For the copy, please give all of the data again exactly and leave the pictures out.

(begin)

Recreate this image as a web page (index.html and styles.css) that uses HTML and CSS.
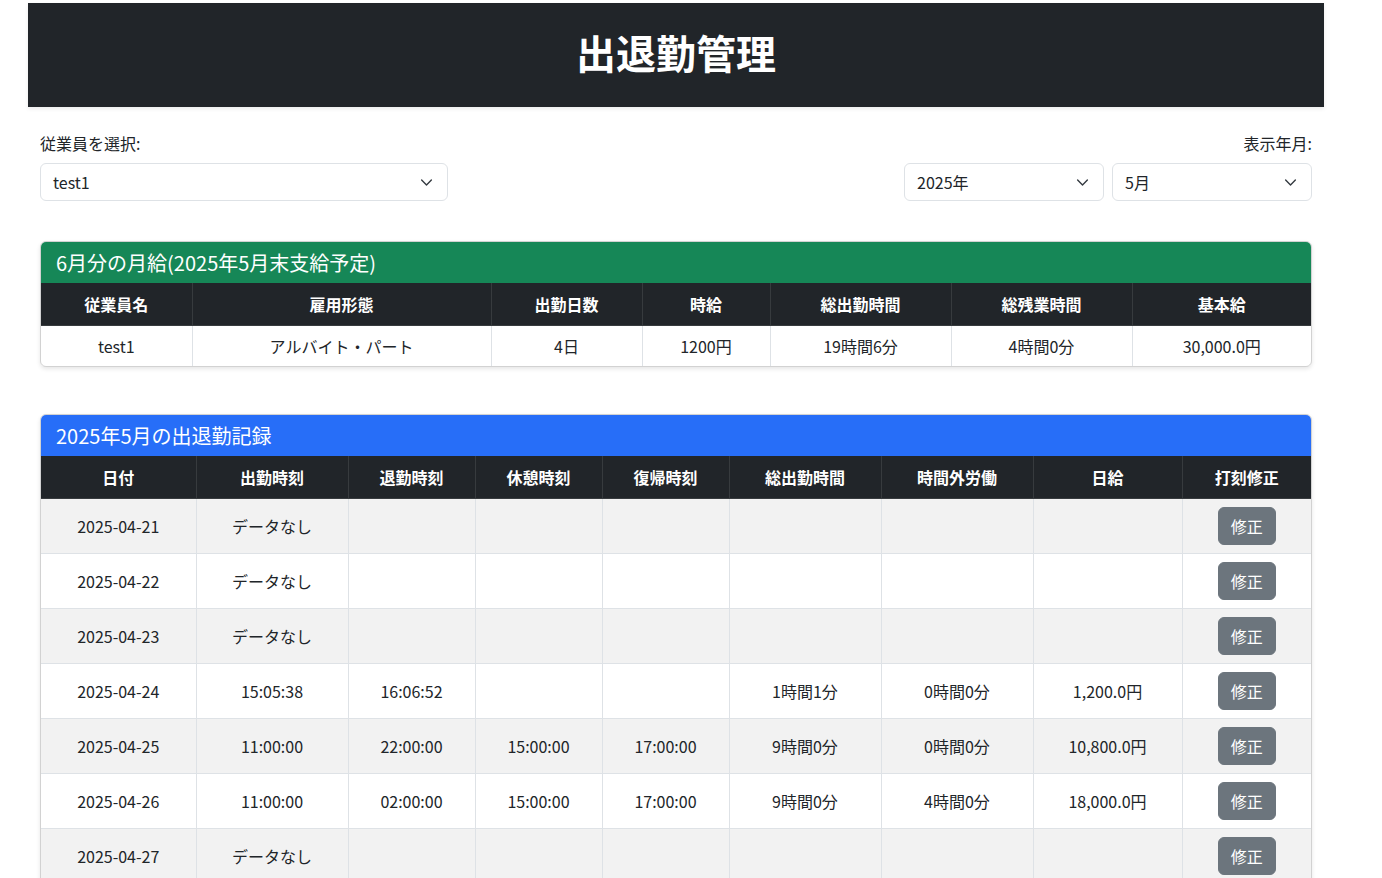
FILE: index.html
```html
<!DOCTYPE html>
<html lang="ja">
<head>
<meta charset="utf-8">
<title>出退勤管理</title>
<link rel="stylesheet" href="styles.css">
</head>
<body>
<div class="page">
  <header class="topbar">
    <h1>出退勤管理</h1>
  </header>
  <main class="content">
    <div class="filters">
      <div class="filter-left">
        <label class="form-label">従業員を選択:</label>
        <div class="select wide"><span>test1</span><svg viewBox="0 0 16 16"><path d="M2 5l6 6 6-6"/></svg></div>
      </div>
      <div class="filter-right">
        <label class="form-label">表示年月:</label>
        <div class="select-row">
          <div class="select narrow"><span>2025年</span><svg viewBox="0 0 16 16"><path d="M2 5l6 6 6-6"/></svg></div>
          <div class="select narrow"><span>5月</span><svg viewBox="0 0 16 16"><path d="M2 5l6 6 6-6"/></svg></div>
        </div>
      </div>
    </div>

    <section class="card salary">
      <div class="card-header green">6月分の月給(2025年5月末支給予定)</div>
      <table class="tbl">
        <colgroup>
          <col class="s1"><col class="s2"><col class="s3"><col class="s4"><col class="s5"><col class="s6"><col class="s7">
        </colgroup>
        <thead>
          <tr><th>従業員名</th><th>雇用形態</th><th>出勤日数</th><th>時給</th><th>総出勤時間</th><th>総残業時間</th><th>基本給</th></tr>
        </thead>
        <tbody>
          <tr><td>test1</td><td>アルバイト・パート</td><td>4日</td><td>1200円</td><td>19時間6分</td><td>4時間0分</td><td>30,000.0円</td></tr>
        </tbody>
      </table>
    </section>

    <section class="card records">
      <div class="card-header blue">2025年5月の出退勤記録</div>
      <table class="tbl striped">
        <colgroup>
          <col class="r1"><col class="r2"><col class="r3"><col class="r4"><col class="r5"><col class="r6"><col class="r7"><col class="r8"><col class="r9">
        </colgroup>
        <thead>
          <tr><th>日付</th><th>出勤時刻</th><th>退勤時刻</th><th>休憩時刻</th><th>復帰時刻</th><th>総出勤時間</th><th>時間外労働</th><th>日給</th><th>打刻修正</th></tr>
        </thead>
        <tbody>
          <tr><td>2025-04-21</td><td>データなし</td><td></td><td></td><td></td><td></td><td></td><td></td><td><button class="btn">修正</button></td></tr>
          <tr><td>2025-04-22</td><td>データなし</td><td></td><td></td><td></td><td></td><td></td><td></td><td><button class="btn">修正</button></td></tr>
          <tr><td>2025-04-23</td><td>データなし</td><td></td><td></td><td></td><td></td><td></td><td></td><td><button class="btn">修正</button></td></tr>
          <tr><td>2025-04-24</td><td>15:05:38</td><td>16:06:52</td><td></td><td></td><td>1時間1分</td><td>0時間0分</td><td>1,200.0円</td><td><button class="btn">修正</button></td></tr>
          <tr><td>2025-04-25</td><td>11:00:00</td><td>22:00:00</td><td>15:00:00</td><td>17:00:00</td><td>9時間0分</td><td>0時間0分</td><td>10,800.0円</td><td><button class="btn">修正</button></td></tr>
          <tr><td>2025-04-26</td><td>11:00:00</td><td>02:00:00</td><td>15:00:00</td><td>17:00:00</td><td>9時間0分</td><td>4時間0分</td><td>18,000.0円</td><td><button class="btn">修正</button></td></tr>
          <tr><td>2025-04-27</td><td>データなし</td><td></td><td></td><td></td><td></td><td></td><td></td><td><button class="btn">修正</button></td></tr>
        </tbody>
      </table>
    </section>
  </main>
</div>
</body>
</html>
```

FILE: styles.css
```css
* { box-sizing: border-box; }
html, body {
  margin: 0;
  padding: 0;
  background: #fff;
  font-family: "Noto Sans CJK JP", "Noto Sans", sans-serif;
  font-size: 16px;
  line-height: 24px;
  color: #212529;
}
.page {
  width: 1296px;
  margin-left: 28px;
  padding-top: 3px;
}
.topbar {
  background: #212529;
  height: 104px;
  padding-bottom: 7px;
  display: flex;
  align-items: center;
  justify-content: center;
  box-shadow: 0 2px 4px rgba(0,0,0,.08);
}
.topbar h1 {
  margin: 0;
  color: #fff;
  font-size: 40px;
  font-weight: 700;
  line-height: 48px;
}
.content {
  padding: 24px 12px 0 12px;
}
.filters {
  display: flex;
  justify-content: space-between;
  align-items: flex-start;
}
.form-label {
  display: block;
  margin-bottom: 8px;
  font-size: 16px;
  line-height: 24px;
}
.filter-right {
  display: flex;
  flex-direction: column;
  align-items: flex-end;
}
.select-row {
  display: flex;
  gap: 8px;
}
.select {
  height: 38px;
  border: 1px solid #dee2e6;
  border-radius: 6px;
  display: flex;
  align-items: center;
  justify-content: space-between;
  padding: 0 14px 0 12px;
  background: #fff;
}
.select svg {
  width: 13px;
  height: 13px;
  fill: none;
  stroke: #343a40;
  stroke-width: 1.7;
  stroke-linecap: round;
  stroke-linejoin: round;
}
.wide { width: 408px; }
.narrow { width: 200px; }
.card {
  width: 1272px;
  border: 1px solid rgba(0,0,0,.175);
  border-radius: 6px;
  overflow: hidden;
  box-shadow: 0 2px 4px rgba(0,0,0,.1);
}
.salary { margin-top: 40px; }
.records { margin-top: 47px; }
.card-header {
  height: 41px;
  padding: 0 15px;
  display: flex;
  align-items: center;
  color: #fff;
  font-size: 20px;
  line-height: 24px;
}
.green { background: #168757; }
.blue { background: #276ef8; }
.tbl {
  width: 100%;
  border-collapse: collapse;
  table-layout: fixed;
}
.tbl th {
  background: #212529;
  color: #fff;
  font-weight: 700;
  height: 42px;
  padding: 0 8px;
  text-align: center;
  border-left: 1px solid #373b3e;
  border-bottom: 1px solid #373b3e;
}
.tbl td {
  height: 41px;
  padding: 0 8px;
  text-align: center;
  border-left: 1px solid #dee2e6;
  border-bottom: 1px solid #dee2e6;
}
.tbl th:first-child, .tbl td:first-child { border-left: none; }
.tbl tbody tr:last-child td { border-bottom: none; }
.striped td { height: 55px; }
.striped tbody tr:nth-child(odd) td { background: #f2f2f2; }
.btn {
  font-family: inherit;
  font-size: 16px;
  line-height: 24px;
  color: #fff;
  background: #6c757d;
  border: 1px solid #6c757d;
  border-radius: 6px;
  padding: 6px 12px;
  cursor: pointer;
}
col.s1 { width: 151px; }
col.s2 { width: 299px; }
col.s3 { width: 151px; }
col.s4 { width: 128px; }
col.s5 { width: 181px; }
col.s6 { width: 181px; }
col.s7 { width: 179px; }
col.r1 { width: 155px; }
col.r2 { width: 152px; }
col.r3 { width: 127px; }
col.r4 { width: 127px; }
col.r5 { width: 127px; }
col.r6 { width: 152px; }
col.r7 { width: 152px; }
col.r8 { width: 149px; }
col.r9 { width: 129px; }
```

(end)

■ **Exercise output**
Recreate this image as a web page (index.html and styles.css) that uses HTML and CSS.
FILE: index.html
```html
<!DOCTYPE html>
<html lang="ja">
<head>
<meta charset="utf-8">
<title>出退勤管理</title>
<link rel="stylesheet" href="styles.css">
</head>
<body>
<div class="page">
  <header class="topbar">
    <h1>出退勤管理</h1>
  </header>
  <main class="content">
    <div class="filters">
      <div class="filter-left">
        <label class="form-label">従業員を選択:</label>
        <div class="select wide"><span>test1</span><svg viewBox="0 0 16 16"><path d="M2 5l6 6 6-6"/></svg></div>
      </div>
      <div class="filter-right">
        <label class="form-label">表示年月:</label>
        <div class="select-row">
          <div class="select narrow"><span>2025年</span><svg viewBox="0 0 16 16"><path d="M2 5l6 6 6-6"/></svg></div>
          <div class="select narrow"><span>5月</span><svg viewBox="0 0 16 16"><path d="M2 5l6 6 6-6"/></svg></div>
        </div>
      </div>
    </div>

    <section class="card salary">
      <div class="card-header green">6月分の月給(2025年5月末支給予定)</div>
      <table class="tbl">
        <colgroup>
          <col class="s1"><col class="s2"><col class="s3"><col class="s4"><col class="s5"><col class="s6"><col class="s7">
        </colgroup>
        <thead>
          <tr><th>従業員名</th><th>雇用形態</th><th>出勤日数</th><th>時給</th><th>総出勤時間</th><th>総残業時間</th><th>基本給</th></tr>
        </thead>
        <tbody>
          <tr><td>test1</td><td>アルバイト・パート</td><td>4日</td><td>1200円</td><td>19時間6分</td><td>4時間0分</td><td>30,000.0円</td></tr>
        </tbody>
      </table>
    </section>

    <section class="card records">
      <div class="card-header blue">2025年5月の出退勤記録</div>
      <table class="tbl striped">
        <colgroup>
          <col class="r1"><col class="r2"><col class="r3"><col class="r4"><col class="r5"><col class="r6"><col class="r7"><col class="r8"><col class="r9">
        </colgroup>
        <thead>
          <tr><th>日付</th><th>出勤時刻</th><th>退勤時刻</th><th>休憩時刻</th><th>復帰時刻</th><th>総出勤時間</th><th>時間外労働</th><th>日給</th><th>打刻修正</th></tr>
        </thead>
        <tbody>
          <tr><td>2025-04-21</td><td>データなし</td><td></td><td></td><td></td><td></td><td></td><td></td><td><button class="btn">修正</button></td></tr>
          <tr><td>2025-04-22</td><td>データなし</td><td></td><td></td><td></td><td></td><td></td><td></td><td><button class="btn">修正</button></td></tr>
          <tr><td>2025-04-23</td><td>データなし</td><td></td><td></td><td></td><td></td><td></td><td></td><td><button class="btn">修正</button></td></tr>
          <tr><td>2025-04-24</td><td>15:05:38</td><td>16:06:52</td><td></td><td></td><td>1時間1分</td><td>0時間0分</td><td>1,200.0円</td><td><button class="btn">修正</button></td></tr>
          <tr><td>2025-04-25</td><td>11:00:00</td><td>22:00:00</td><td>15:00:00</td><td>17:00:00</td><td>9時間0分</td><td>0時間0分</td><td>10,800.0円</td><td><button class="btn">修正</button></td></tr>
          <tr><td>2025-04-26</td><td>11:00:00</td><td>02:00:00</td><td>15:00:00</td><td>17:00:00</td><td>9時間0分</td><td>4時間0分</td><td>18,000.0円</td><td><button class="btn">修正</button></td></tr>
          <tr><td>2025-04-27</td><td>データなし</td><td></td><td></td><td></td><td></td><td></td><td></td><td><button class="btn">修正</button></td></tr>
        </tbody>
      </table>
    </section>
  </main>
</div>
</body>
</html>
```

FILE: styles.css
```css
* { box-sizing: border-box; }
html, body {
  margin: 0;
  padding: 0;
  background: #fff;
  font-family: "Noto Sans CJK JP", "Noto Sans", sans-serif;
  font-size: 16px;
  line-height: 24px;
  color: #212529;
}
.page {
  width: 1296px;
  margin-left: 28px;
  padding-top: 3px;
}
.topbar {
  background: #212529;
  height: 104px;
  padding-bottom: 7px;
  display: flex;
  align-items: center;
  justify-content: center;
  box-shadow: 0 2px 4px rgba(0,0,0,.08);
}
.topbar h1 {
  margin: 0;
  color: #fff;
  font-size: 40px;
  font-weight: 700;
  line-height: 48px;
}
.content {
  padding: 24px 12px 0 12px;
}
.filters {
  display: flex;
  justify-content: space-between;
  align-items: flex-start;
}
.form-label {
  display: block;
  margin-bottom: 8px;
  font-size: 16px;
  line-height: 24px;
}
.filter-right {
  display: flex;
  flex-direction: column;
  align-items: flex-end;
}
.select-row {
  display: flex;
  gap: 8px;
}
.select {
  height: 38px;
  border: 1px solid #dee2e6;
  border-radius: 6px;
  display: flex;
  align-items: center;
  justify-content: space-between;
  padding: 0 14px 0 12px;
  background: #fff;
}
.select svg {
  width: 13px;
  height: 13px;
  fill: none;
  stroke: #343a40;
  stroke-width: 1.7;
  stroke-linecap: round;
  stroke-linejoin: round;
}
.wide { width: 408px; }
.narrow { width: 200px; }
.card {
  width: 1272px;
  border: 1px solid rgba(0,0,0,.175);
  border-radius: 6px;
  overflow: hidden;
  box-shadow: 0 2px 4px rgba(0,0,0,.1);
}
.salary { margin-top: 40px; }
.records { margin-top: 47px; }
.card-header {
  height: 41px;
  padding: 0 15px;
  display: flex;
  align-items: center;
  color: #fff;
  font-size: 20px;
  line-height: 24px;
}
.green { background: #168757; }
.blue { background: #276ef8; }
.tbl {
  width: 100%;
  border-collapse: collapse;
  table-layout: fixed;
}
.tbl th {
  background: #212529;
  color: #fff;
  font-weight: 700;
  height: 42px;
  padding: 0 8px;
  text-align: center;
  border-left: 1px solid #373b3e;
  border-bottom: 1px solid #373b3e;
}
.tbl td {
  height: 41px;
  padding: 0 8px;
  text-align: center;
  border-left: 1px solid #dee2e6;
  border-bottom: 1px solid #dee2e6;
}
.tbl th:first-child, .tbl td:first-child { border-left: none; }
.tbl tbody tr:last-child td { border-bottom: none; }
.striped td { height: 55px; }
.striped tbody tr:nth-child(odd) td { background: #f2f2f2; }
.btn {
  font-family: inherit;
  font-size: 16px;
  line-height: 24px;
  color: #fff;
  background: #6c757d;
  border: 1px solid #6c757d;
  border-radius: 6px;
  padding: 6px 12px;
  cursor: pointer;
}
col.s1 { width: 151px; }
col.s2 { width: 299px; }
col.s3 { width: 151px; }
col.s4 { width: 128px; }
col.s5 { width: 181px; }
col.s6 { width: 181px; }
col.s7 { width: 179px; }
col.r1 { width: 155px; }
col.r2 { width: 152px; }
col.r3 { width: 127px; }
col.r4 { width: 127px; }
col.r5 { width: 127px; }
col.r6 { width: 152px; }
col.r7 { width: 152px; }
col.r8 { width: 149px; }
col.r9 { width: 129px; }
```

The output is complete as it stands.